● **PROMPT**
Only lines holding the word "that" should be copied from the material.
....
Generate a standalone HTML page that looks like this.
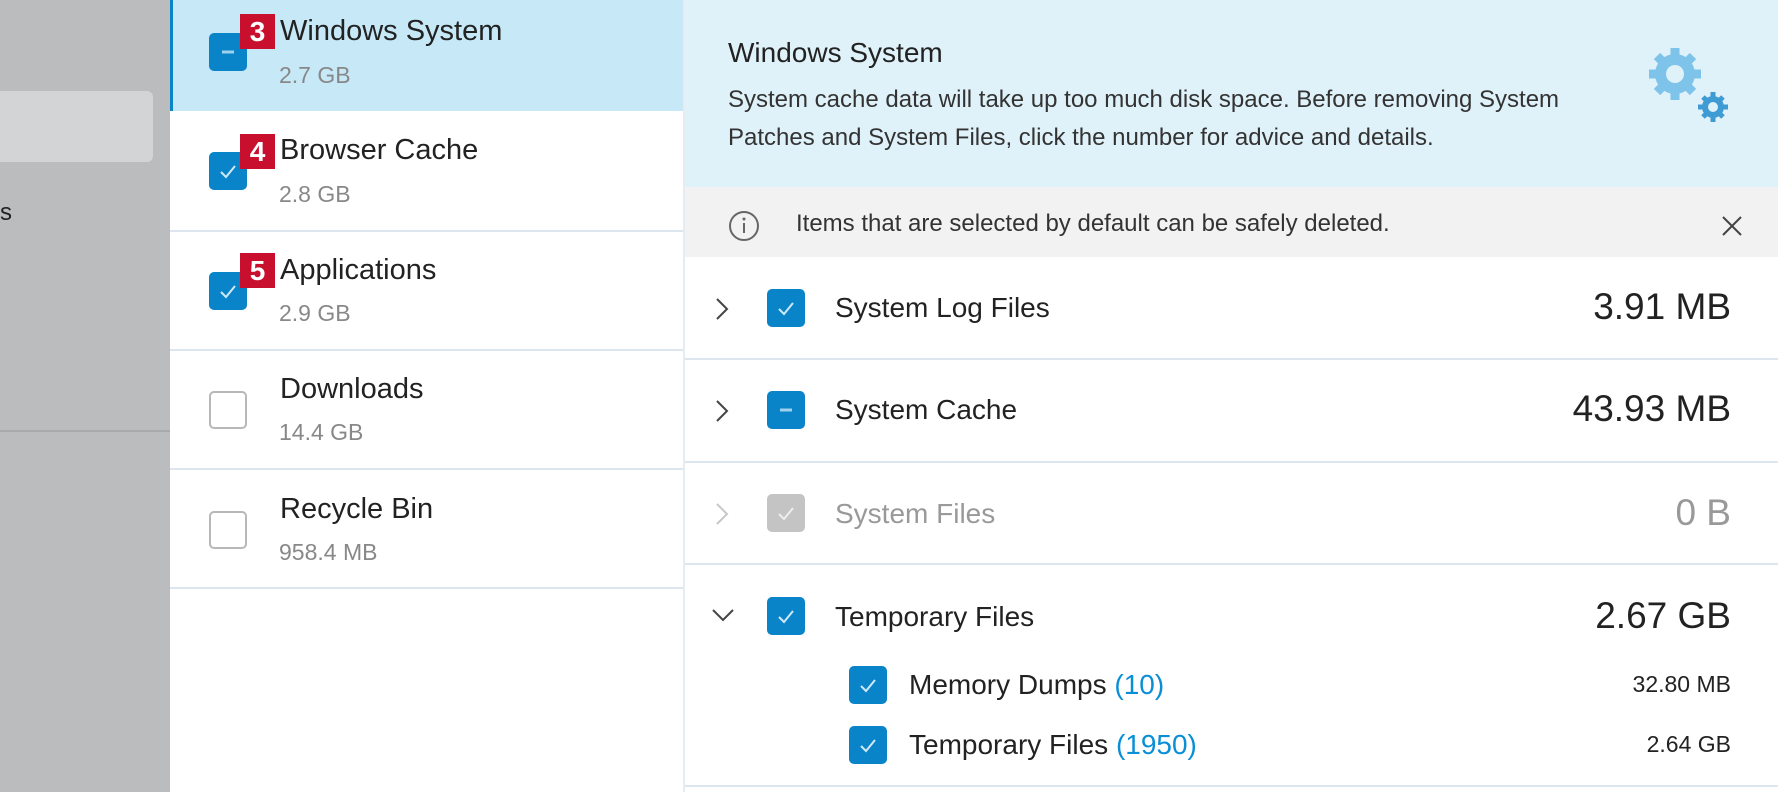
<!DOCTYPE html>
<html><head><meta charset="utf-8"><style>
*{margin:0;padding:0;box-sizing:border-box}
body{width:1778px;height:792px;overflow:hidden;position:relative;background:#fff;font-family:"Liberation Sans",sans-serif;color:#222}
.a{position:absolute;white-space:nowrap}
.cb{position:absolute;width:38px;height:38px;border-radius:5px;background:#0a84c8}
.cb.e{background:#fff;border:2px solid #b8b8b8}
.cb.g{background:#c4c4c4}
.cb svg{position:absolute;left:0;top:0}
.badge{position:absolute;width:35px;height:35px;background:#c8102e;color:#fff;font-weight:bold;font-size:28px;text-align:center;line-height:35px}
.hl{position:absolute;height:2px;background:#dde6ee}
</style></head><body>
<div class="a" style="left:0;top:0;width:170px;height:792px;background:#bbbcbd"></div>
<div class="a" style="left:0;top:91px;width:153px;height:71px;background:#d2d4d5;border-radius:0 6px 6px 0"></div>
<div class="a" style="left:0;top:199px;font-size:24px;color:#222">s</div>
<div class="a" style="left:0;top:430px;width:170px;height:2px;background:#a8aaab"></div>
<div class="a" style="left:170px;top:0;width:514px;height:111px;background:#c6e8f7;border-left:3px solid #0a84c8"></div>
<div class="hl" style="left:170px;top:230px;width:514px"></div>
<div class="hl" style="left:170px;top:349px;width:514px"></div>
<div class="hl" style="left:170px;top:468px;width:514px"></div>
<div class="hl" style="left:170px;top:587px;width:514px"></div>
<div class="a" style="left:683px;top:0;width:2px;height:792px;background:#e6ecef"></div>

<div class="cb" style="left:209px;top:33px"><svg width="38" height="38"><path d="M13 19h12" stroke="#9fd0ec" stroke-width="3"/></svg></div>
<div class="badge" style="left:240px;top:14px">3</div>
<div class="a" style="left:280px;top:15px;font-size:29px">Windows System</div>
<div class="a" style="left:279px;top:62px;font-size:23px;color:#888">2.7 GB</div>

<div class="cb" style="left:209px;top:152px"><svg width="38" height="38"><path d="M12 20l5 5 9-11" stroke="#cfe9f7" stroke-width="2" fill="none"/></svg></div>
<div class="badge" style="left:240px;top:134px">4</div>
<div class="a" style="left:280px;top:134px;font-size:29px">Browser Cache</div>
<div class="a" style="left:279px;top:181px;font-size:23px;color:#888">2.8 GB</div>

<div class="cb" style="left:209px;top:272px"><svg width="38" height="38"><path d="M12 20l5 5 9-11" stroke="#cfe9f7" stroke-width="2" fill="none"/></svg></div>
<div class="badge" style="left:240px;top:253px">5</div>
<div class="a" style="left:280px;top:254px;font-size:29px">Applications</div>
<div class="a" style="left:279px;top:300px;font-size:23px;color:#888">2.9 GB</div>

<div class="cb e" style="left:209px;top:391px"></div>
<div class="a" style="left:280px;top:373px;font-size:29px">Downloads</div>
<div class="a" style="left:279px;top:419px;font-size:23px;color:#888">14.4 GB</div>

<div class="cb e" style="left:209px;top:511px"></div>
<div class="a" style="left:280px;top:493px;font-size:29px">Recycle Bin</div>
<div class="a" style="left:279px;top:539px;font-size:23px;color:#888">958.4 MB</div>

<div class="a" style="left:685px;top:0;width:1093px;height:187px;background:#dff1f9"></div>
<div class="a" style="left:728px;top:37px;font-size:28px">Windows System</div>
<div class="a" style="left:728px;top:81px;font-size:24px;line-height:38px;color:#333">System cache data will take up too much disk space. Before removing System<br>Patches and System Files, click the number for advice and details.</div>
<svg class="a" style="left:1645px;top:44px" width="90" height="84" viewBox="0 0 90 84">
<g fill="#7ec3ea"><circle cx="30" cy="30" r="20"/>
<g stroke="#7ec3ea" stroke-width="9"><path d="M30 4v52M4 30h52M12 12l36 36M48 12L12 48"/></g></g>
<circle cx="30" cy="30" r="9" fill="#dff1f9"/>
<g fill="#3f9bd4"><circle cx="68" cy="63" r="11"/><g stroke="#3f9bd4" stroke-width="5"><path d="M68 48v30M53 63h30M58 53l20 20M78 53L58 73"/></g></g>
<circle cx="68" cy="63" r="5" fill="#dff1f9"/>
</svg>
<div class="a" style="left:685px;top:187px;width:1093px;height:70px;background:#f2f2f2"></div>
<svg class="a" style="left:727px;top:209px" width="34" height="34"><circle cx="17" cy="17" r="14" fill="none" stroke="#666" stroke-width="2"/><path d="M17 14v10" stroke="#666" stroke-width="2"/><circle cx="17" cy="10" r="1.5" fill="#666"/></svg>
<div class="a" style="left:796px;top:210px;font-size:24px;color:#333">Items that are selected by default can be safely deleted.</div>
<svg class="a" style="left:1720px;top:214px" width="24" height="24"><path d="M3 3l18 18M21 3L3 21" stroke="#444" stroke-width="2"/></svg>
<div class="hl" style="left:685px;top:358px;width:1093px"></div>
<div class="hl" style="left:685px;top:461px;width:1093px"></div>
<div class="hl" style="left:685px;top:563px;width:1093px"></div>
<div class="hl" style="left:685px;top:785px;width:1093px"></div>

<svg class="a" style="left:712px;top:296px" width="20" height="26"><path d="M5 3l10 10-10 10" stroke="#444" stroke-width="2" fill="none"/></svg>
<div class="cb" style="left:767px;top:289px"><svg width="38" height="38"><path d="M12 20l5 5 9-11" stroke="#cfe9f7" stroke-width="2" fill="none"/></svg></div>
<div class="a" style="left:835px;top:292px;font-size:28px">System Log Files</div>
<div class="a" style="right:47px;top:286px;font-size:37px">3.91 MB</div>

<svg class="a" style="left:712px;top:398px" width="20" height="26"><path d="M5 3l10 10-10 10" stroke="#444" stroke-width="2" fill="none"/></svg>
<div class="cb" style="left:767px;top:391px"><svg width="38" height="38"><path d="M13 19h12" stroke="#9fd0ec" stroke-width="3"/></svg></div>
<div class="a" style="left:835px;top:394px;font-size:28px">System Cache</div>
<div class="a" style="right:47px;top:388px;font-size:37px">43.93 MB</div>

<svg class="a" style="left:712px;top:501px" width="20" height="26"><path d="M5 3l10 10-10 10" stroke="#c8c8c8" stroke-width="2" fill="none"/></svg>
<div class="cb g" style="left:767px;top:494px"><svg width="38" height="38"><path d="M12 20l5 5 9-11" stroke="#eee" stroke-width="2" fill="none"/></svg></div>
<div class="a" style="left:835px;top:498px;font-size:28px;color:#999">System Files</div>
<div class="a" style="right:47px;top:492px;font-size:37px;color:#999">0 B</div>

<svg class="a" style="left:710px;top:605px" width="26" height="20"><path d="M3 5l10 10 10-10" stroke="#444" stroke-width="2" fill="none"/></svg>
<div class="cb" style="left:767px;top:597px"><svg width="38" height="38"><path d="M12 20l5 5 9-11" stroke="#cfe9f7" stroke-width="2" fill="none"/></svg></div>
<div class="a" style="left:835px;top:601px;font-size:28px">Temporary Files</div>
<div class="a" style="right:47px;top:595px;font-size:37px">2.67 GB</div>

<div class="cb" style="left:849px;top:666px"><svg width="38" height="38"><path d="M12 20l5 5 9-11" stroke="#cfe9f7" stroke-width="2" fill="none"/></svg></div>
<div class="a" style="left:909px;top:669px;font-size:28px">Memory Dumps <span style="color:#0a8fd6">(10)</span></div>
<div class="a" style="right:47px;top:671px;font-size:23px">32.80 MB</div>

<div class="cb" style="left:849px;top:726px"><svg width="38" height="38"><path d="M12 20l5 5 9-11" stroke="#cfe9f7" stroke-width="2" fill="none"/></svg></div>
<div class="a" style="left:909px;top:729px;font-size:28px">Temporary Files <span style="color:#0a8fd6">(1950)</span></div>
<div class="a" style="right:47px;top:731px;font-size:23px">2.64 GB</div>
</body></html>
....
● **ANSWER FOR THE TASK**
Generate a standalone HTML page that looks like this.
<div class="a" style="left:796px;top:210px;font-size:24px;color:#333">Items that are selected by default can be safely deleted.</div>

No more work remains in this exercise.